Ultium Cells and Li-Cycle enter recycling cooperation

Ultium Cells, the battery cell joint venture between General Motors and LG Energy Solution, has partnered with Li-Cycle to recycle “up to 100 per cent” of material waste from battery cell manufacturing in the future.

The cooperation between Ultium Cells and Li-Cycle includes battery cell production at the Ultium Cells plant in Lordstown, Ohio, where the cells for the electric cars based on GM’s electric platform are manufactured. Ultium battery cells form the backbone of the US carmaker’s electric transition. Ultium Cells is planning a second cell factory near the GM plant in Spring Hill, Tennessee. It is not yet known whether the recycling agreement will be extended to this location.

Li-Cycle and the joint venture between General Motors & LG Energy Solution want to start the new recycling process this year. It should be possible to recycle materials such as cobalt, nickel, lithium, graphite, copper, manganese and aluminium. According to General Motors, 95 per cent of these materials should be able to be extracted in such high quality that they can be used for the production of new batteries or for “adjacent” industries. Later, all materials should reusable.

This is a hydrometallurgical process; Volkswagen and Volvo also rely on this principle. In this process, the crushed battery components are treated with chemicals to recover the materials.

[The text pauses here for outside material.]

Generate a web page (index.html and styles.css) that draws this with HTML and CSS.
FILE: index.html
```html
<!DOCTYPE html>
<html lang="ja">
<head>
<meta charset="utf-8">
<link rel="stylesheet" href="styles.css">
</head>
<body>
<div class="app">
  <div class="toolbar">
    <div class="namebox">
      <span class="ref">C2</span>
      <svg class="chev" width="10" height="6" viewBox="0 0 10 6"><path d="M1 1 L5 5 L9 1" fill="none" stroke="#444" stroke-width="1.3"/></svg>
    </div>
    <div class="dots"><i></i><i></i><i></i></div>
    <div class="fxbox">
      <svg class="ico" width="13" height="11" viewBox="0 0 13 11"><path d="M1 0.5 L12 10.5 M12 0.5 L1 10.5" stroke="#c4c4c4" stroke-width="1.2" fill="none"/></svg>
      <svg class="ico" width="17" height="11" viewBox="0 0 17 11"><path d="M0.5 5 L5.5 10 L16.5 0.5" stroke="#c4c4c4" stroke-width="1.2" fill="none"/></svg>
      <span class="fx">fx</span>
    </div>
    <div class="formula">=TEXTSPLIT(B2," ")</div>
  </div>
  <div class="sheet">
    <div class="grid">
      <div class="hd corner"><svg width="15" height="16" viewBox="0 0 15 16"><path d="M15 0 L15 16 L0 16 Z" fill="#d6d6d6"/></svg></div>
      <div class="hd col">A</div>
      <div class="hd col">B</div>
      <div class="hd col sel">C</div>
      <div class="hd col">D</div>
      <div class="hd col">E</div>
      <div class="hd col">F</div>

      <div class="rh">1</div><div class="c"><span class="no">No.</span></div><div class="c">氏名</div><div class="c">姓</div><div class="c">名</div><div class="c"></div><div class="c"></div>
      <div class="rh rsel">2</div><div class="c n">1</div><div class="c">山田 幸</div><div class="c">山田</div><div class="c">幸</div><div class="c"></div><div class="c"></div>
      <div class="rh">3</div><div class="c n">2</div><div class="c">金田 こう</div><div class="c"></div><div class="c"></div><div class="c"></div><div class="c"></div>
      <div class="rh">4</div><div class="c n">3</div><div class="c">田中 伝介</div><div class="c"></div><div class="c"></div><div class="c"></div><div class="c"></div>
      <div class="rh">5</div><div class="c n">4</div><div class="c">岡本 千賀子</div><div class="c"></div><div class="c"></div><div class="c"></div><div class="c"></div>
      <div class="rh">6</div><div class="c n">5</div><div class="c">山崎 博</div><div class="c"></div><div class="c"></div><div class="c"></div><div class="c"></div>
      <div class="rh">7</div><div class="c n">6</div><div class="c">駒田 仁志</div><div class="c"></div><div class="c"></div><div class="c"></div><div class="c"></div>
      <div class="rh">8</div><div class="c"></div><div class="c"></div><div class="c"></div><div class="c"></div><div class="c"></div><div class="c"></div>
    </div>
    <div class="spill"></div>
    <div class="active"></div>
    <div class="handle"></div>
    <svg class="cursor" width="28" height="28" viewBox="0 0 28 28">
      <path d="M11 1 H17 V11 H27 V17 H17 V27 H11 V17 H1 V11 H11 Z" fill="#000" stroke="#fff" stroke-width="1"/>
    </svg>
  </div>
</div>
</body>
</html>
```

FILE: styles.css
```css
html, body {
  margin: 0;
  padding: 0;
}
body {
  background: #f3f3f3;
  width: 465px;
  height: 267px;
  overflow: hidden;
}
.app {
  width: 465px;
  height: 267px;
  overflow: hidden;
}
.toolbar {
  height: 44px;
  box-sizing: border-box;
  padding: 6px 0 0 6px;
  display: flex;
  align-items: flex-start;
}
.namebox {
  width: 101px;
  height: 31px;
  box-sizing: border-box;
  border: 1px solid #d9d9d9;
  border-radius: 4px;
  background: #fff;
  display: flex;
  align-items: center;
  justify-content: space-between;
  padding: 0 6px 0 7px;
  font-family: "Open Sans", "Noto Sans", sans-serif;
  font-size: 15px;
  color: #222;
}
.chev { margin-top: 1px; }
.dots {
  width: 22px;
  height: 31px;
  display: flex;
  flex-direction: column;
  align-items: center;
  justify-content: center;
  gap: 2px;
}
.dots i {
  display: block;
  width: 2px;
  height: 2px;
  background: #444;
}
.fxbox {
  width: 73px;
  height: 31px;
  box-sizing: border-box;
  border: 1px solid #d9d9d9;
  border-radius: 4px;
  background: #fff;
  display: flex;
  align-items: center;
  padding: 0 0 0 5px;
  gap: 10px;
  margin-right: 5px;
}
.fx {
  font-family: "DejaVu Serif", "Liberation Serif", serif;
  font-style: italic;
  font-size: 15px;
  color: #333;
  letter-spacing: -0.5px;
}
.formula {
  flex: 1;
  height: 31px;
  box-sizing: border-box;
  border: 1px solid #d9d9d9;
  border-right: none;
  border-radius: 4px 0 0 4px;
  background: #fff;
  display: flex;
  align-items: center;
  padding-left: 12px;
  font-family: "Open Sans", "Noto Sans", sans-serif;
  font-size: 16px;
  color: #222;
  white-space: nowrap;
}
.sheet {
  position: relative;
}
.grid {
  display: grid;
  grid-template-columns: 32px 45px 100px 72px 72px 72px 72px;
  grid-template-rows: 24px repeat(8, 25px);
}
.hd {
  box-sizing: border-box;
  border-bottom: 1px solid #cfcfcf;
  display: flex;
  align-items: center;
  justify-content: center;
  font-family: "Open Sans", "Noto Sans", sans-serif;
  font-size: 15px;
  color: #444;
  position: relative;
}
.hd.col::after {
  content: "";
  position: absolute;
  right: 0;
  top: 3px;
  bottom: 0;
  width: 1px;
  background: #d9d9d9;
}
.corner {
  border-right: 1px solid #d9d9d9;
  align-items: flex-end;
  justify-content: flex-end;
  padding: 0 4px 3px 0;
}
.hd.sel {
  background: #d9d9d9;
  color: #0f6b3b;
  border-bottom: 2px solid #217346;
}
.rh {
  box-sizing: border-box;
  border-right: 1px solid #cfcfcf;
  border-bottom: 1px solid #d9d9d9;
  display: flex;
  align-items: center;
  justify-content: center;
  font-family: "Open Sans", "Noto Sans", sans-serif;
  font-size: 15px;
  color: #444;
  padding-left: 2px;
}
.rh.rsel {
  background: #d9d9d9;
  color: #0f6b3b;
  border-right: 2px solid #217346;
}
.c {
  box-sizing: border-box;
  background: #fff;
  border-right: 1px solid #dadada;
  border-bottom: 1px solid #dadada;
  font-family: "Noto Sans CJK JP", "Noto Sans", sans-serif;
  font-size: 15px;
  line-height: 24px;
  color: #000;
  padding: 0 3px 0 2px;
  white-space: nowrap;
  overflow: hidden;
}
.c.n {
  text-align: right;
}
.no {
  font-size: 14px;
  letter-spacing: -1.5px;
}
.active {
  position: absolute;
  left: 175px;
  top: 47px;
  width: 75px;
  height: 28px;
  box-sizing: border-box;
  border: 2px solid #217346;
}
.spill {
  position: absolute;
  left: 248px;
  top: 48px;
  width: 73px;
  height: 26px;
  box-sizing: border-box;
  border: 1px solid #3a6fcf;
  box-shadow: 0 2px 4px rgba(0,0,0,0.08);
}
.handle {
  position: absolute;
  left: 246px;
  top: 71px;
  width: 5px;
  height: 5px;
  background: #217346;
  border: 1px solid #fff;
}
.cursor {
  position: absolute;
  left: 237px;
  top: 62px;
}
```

In contrast to pyrometallurgical processes – i.e., roughly speaking, melting down the battery – not only can more materials of better quality be obtained, but greenhouse gas emissions are also significantly lower.

Ajay Kochhar, president and CEO and co-founder of Li-Cycle, sees the process not only as an important contribution to waste reduction but also as a “sustainable alternative to mining” as a source of raw materials. “Our efforts with Ultium Cells LLC will be instrumental in redirecting battery manufacturing scrap from landfills and returning a substantial amount of valuable battery-grade materials back into the battery supply chain,” says Kochhar.

As part of its Zero Waste initiative, GM aims to divert more than 90 per cent of manufacturing waste away from both landfills and incineration by 2025. “Now, we’re going to work closely with Ultium Cells and Li-Cycle to help the industry get even better use out of the materials,” says Ken Morris, GM vice president of electric and autonomous vehicles.